### PROMPT
Repeat exactly the lines from the start through the line with "Minus, EllipsisVertical, ChevronUp", both ends included.

### DATASET EXTRACT

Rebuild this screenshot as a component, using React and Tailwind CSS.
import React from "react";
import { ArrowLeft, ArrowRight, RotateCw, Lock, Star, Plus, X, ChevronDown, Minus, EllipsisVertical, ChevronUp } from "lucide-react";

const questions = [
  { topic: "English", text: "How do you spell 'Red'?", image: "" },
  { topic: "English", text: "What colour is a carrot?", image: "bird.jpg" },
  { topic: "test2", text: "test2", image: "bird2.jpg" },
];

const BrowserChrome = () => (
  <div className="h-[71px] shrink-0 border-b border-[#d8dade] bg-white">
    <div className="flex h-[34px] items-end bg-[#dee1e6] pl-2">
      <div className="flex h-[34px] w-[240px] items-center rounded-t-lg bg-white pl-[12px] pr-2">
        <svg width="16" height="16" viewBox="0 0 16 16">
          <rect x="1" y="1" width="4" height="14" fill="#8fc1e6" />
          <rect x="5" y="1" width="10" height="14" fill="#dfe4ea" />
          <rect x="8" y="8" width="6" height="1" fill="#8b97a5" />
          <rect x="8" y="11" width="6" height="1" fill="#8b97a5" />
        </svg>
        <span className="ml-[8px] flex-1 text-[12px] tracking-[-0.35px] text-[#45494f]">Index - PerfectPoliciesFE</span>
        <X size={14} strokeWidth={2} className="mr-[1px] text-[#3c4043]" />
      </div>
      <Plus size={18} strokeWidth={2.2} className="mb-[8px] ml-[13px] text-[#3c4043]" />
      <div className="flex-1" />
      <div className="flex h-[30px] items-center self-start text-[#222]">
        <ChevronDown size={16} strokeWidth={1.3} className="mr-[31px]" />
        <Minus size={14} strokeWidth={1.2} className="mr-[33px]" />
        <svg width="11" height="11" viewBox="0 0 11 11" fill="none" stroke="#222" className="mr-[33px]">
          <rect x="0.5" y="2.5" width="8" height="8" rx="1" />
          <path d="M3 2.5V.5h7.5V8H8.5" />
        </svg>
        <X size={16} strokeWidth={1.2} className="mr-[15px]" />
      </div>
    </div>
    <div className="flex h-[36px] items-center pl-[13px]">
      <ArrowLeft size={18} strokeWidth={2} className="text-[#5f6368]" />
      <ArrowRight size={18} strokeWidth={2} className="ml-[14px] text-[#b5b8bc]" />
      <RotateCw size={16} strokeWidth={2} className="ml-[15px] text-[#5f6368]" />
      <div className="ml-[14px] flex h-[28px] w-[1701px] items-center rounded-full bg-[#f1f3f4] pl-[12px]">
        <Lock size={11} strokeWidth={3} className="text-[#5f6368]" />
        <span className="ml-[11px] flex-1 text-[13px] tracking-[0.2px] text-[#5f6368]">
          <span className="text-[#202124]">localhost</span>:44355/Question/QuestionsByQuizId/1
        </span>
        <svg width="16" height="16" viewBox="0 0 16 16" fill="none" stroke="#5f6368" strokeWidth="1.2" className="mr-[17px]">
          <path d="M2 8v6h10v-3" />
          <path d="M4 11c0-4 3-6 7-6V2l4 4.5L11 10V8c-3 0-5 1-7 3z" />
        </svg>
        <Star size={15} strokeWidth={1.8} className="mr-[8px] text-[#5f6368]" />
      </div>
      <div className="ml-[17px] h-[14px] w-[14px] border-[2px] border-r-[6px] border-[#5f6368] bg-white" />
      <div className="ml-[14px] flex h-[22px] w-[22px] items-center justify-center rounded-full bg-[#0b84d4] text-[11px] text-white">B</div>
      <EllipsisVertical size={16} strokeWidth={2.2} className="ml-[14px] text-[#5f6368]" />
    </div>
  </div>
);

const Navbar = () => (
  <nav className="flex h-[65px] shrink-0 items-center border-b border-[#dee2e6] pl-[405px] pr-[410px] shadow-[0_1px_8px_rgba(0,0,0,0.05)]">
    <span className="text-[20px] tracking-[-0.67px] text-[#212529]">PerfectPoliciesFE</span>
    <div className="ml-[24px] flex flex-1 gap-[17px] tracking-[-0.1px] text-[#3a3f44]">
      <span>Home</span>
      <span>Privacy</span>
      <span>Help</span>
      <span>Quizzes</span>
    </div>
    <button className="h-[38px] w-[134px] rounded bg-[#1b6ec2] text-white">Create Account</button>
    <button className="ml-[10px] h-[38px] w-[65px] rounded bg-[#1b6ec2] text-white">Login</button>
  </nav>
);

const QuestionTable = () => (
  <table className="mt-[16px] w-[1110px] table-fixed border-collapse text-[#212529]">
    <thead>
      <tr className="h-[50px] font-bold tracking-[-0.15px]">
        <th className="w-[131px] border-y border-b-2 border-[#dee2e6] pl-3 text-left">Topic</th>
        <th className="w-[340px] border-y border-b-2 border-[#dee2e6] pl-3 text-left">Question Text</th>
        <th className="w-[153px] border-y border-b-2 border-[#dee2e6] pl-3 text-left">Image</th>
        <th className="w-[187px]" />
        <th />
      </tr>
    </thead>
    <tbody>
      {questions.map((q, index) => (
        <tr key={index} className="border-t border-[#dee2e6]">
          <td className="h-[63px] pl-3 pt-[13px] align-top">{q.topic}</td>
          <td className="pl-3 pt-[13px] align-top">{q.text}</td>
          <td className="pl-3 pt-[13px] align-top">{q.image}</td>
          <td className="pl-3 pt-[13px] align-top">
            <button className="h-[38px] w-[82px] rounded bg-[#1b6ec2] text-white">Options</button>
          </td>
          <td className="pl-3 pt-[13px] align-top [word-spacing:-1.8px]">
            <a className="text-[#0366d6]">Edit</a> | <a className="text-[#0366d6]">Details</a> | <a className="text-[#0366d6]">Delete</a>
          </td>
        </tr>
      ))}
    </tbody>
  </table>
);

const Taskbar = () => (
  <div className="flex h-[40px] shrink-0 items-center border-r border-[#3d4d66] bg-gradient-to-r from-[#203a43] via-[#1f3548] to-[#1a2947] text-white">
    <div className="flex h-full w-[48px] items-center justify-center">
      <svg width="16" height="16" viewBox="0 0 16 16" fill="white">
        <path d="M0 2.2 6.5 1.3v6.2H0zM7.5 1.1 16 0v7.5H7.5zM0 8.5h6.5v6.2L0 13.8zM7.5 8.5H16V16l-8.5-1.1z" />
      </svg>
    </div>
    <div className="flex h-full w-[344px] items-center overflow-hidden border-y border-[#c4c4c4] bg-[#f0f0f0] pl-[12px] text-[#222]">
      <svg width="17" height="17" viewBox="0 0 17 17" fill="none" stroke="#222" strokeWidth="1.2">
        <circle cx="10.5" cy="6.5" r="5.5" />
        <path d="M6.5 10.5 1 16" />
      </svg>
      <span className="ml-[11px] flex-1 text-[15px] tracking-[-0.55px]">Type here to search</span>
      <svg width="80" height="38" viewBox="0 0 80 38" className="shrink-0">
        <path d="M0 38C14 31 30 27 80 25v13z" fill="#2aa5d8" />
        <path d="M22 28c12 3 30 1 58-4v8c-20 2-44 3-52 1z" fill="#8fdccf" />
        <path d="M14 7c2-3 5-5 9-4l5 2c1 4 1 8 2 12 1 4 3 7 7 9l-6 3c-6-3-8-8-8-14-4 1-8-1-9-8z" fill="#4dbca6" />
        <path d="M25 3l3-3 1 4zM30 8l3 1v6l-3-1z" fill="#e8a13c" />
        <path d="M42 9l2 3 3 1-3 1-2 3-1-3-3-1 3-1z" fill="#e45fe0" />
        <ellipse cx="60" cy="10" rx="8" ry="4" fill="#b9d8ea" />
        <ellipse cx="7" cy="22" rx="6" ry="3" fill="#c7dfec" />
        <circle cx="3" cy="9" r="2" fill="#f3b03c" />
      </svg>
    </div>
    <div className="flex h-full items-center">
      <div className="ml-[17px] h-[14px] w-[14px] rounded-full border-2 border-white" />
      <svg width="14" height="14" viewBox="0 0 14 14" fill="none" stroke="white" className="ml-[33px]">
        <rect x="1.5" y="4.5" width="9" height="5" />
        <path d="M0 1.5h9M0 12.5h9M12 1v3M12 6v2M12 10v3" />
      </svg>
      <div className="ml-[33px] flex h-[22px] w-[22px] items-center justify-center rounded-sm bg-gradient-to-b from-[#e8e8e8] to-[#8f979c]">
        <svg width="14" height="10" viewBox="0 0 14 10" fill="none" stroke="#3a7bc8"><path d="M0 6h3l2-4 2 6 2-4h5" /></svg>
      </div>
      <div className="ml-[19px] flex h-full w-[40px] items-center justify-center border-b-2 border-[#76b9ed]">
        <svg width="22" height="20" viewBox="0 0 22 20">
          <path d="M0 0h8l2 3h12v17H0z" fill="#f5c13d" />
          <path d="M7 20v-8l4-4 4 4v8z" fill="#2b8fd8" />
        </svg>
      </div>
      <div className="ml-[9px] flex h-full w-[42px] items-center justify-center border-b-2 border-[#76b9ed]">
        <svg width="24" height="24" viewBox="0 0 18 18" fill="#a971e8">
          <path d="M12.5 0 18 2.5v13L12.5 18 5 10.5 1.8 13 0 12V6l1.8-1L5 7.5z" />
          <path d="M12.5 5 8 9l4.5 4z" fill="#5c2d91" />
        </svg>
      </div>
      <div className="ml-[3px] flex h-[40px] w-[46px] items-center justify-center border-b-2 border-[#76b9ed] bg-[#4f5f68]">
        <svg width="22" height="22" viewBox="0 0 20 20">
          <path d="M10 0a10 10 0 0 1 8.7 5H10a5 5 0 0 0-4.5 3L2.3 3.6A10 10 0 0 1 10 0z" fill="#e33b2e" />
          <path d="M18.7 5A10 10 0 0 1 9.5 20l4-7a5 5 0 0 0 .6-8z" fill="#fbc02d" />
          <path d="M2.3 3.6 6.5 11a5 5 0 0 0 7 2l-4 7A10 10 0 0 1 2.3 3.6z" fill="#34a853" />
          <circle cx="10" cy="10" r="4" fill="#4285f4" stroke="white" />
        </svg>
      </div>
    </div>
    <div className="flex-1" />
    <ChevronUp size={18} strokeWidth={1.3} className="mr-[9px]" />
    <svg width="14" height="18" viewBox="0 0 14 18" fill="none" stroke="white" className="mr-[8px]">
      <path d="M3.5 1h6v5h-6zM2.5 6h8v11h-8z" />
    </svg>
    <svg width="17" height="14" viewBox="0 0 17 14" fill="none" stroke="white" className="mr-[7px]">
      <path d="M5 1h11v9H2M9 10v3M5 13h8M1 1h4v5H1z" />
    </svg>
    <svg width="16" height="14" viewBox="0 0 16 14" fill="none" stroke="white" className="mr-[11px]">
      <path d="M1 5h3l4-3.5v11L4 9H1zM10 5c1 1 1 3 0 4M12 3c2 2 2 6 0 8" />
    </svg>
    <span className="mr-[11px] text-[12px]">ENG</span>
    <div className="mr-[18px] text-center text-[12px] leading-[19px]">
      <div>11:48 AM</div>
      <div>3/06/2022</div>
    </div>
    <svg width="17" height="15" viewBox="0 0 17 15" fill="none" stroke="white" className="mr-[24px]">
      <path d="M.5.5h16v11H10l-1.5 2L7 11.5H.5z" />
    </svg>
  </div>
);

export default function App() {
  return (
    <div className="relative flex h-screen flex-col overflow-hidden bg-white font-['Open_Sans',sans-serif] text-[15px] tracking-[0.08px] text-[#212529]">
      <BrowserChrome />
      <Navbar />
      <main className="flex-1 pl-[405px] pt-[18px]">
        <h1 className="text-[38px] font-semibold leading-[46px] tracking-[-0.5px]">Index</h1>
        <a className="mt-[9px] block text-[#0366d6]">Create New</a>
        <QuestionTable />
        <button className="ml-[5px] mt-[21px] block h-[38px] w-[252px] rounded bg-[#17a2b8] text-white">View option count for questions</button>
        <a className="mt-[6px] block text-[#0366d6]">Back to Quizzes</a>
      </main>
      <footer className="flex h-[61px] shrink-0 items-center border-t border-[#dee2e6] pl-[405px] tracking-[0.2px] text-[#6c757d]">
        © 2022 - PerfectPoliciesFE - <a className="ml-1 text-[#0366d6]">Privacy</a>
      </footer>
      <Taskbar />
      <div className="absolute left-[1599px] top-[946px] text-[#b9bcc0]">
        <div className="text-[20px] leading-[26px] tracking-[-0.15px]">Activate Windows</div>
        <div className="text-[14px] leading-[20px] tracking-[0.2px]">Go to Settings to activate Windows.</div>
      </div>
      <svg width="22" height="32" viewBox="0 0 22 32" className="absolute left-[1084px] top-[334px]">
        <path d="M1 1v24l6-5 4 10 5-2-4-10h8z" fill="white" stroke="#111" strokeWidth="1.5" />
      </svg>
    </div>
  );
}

### OUTPUT
Rebuild this screenshot as a component, using React and Tailwind CSS.
import React from "react";
import { ArrowLeft, ArrowRight, RotateCw, Lock, Star, Plus, X, ChevronDown, Minus, EllipsisVertical, ChevronUp } from "lucide-react";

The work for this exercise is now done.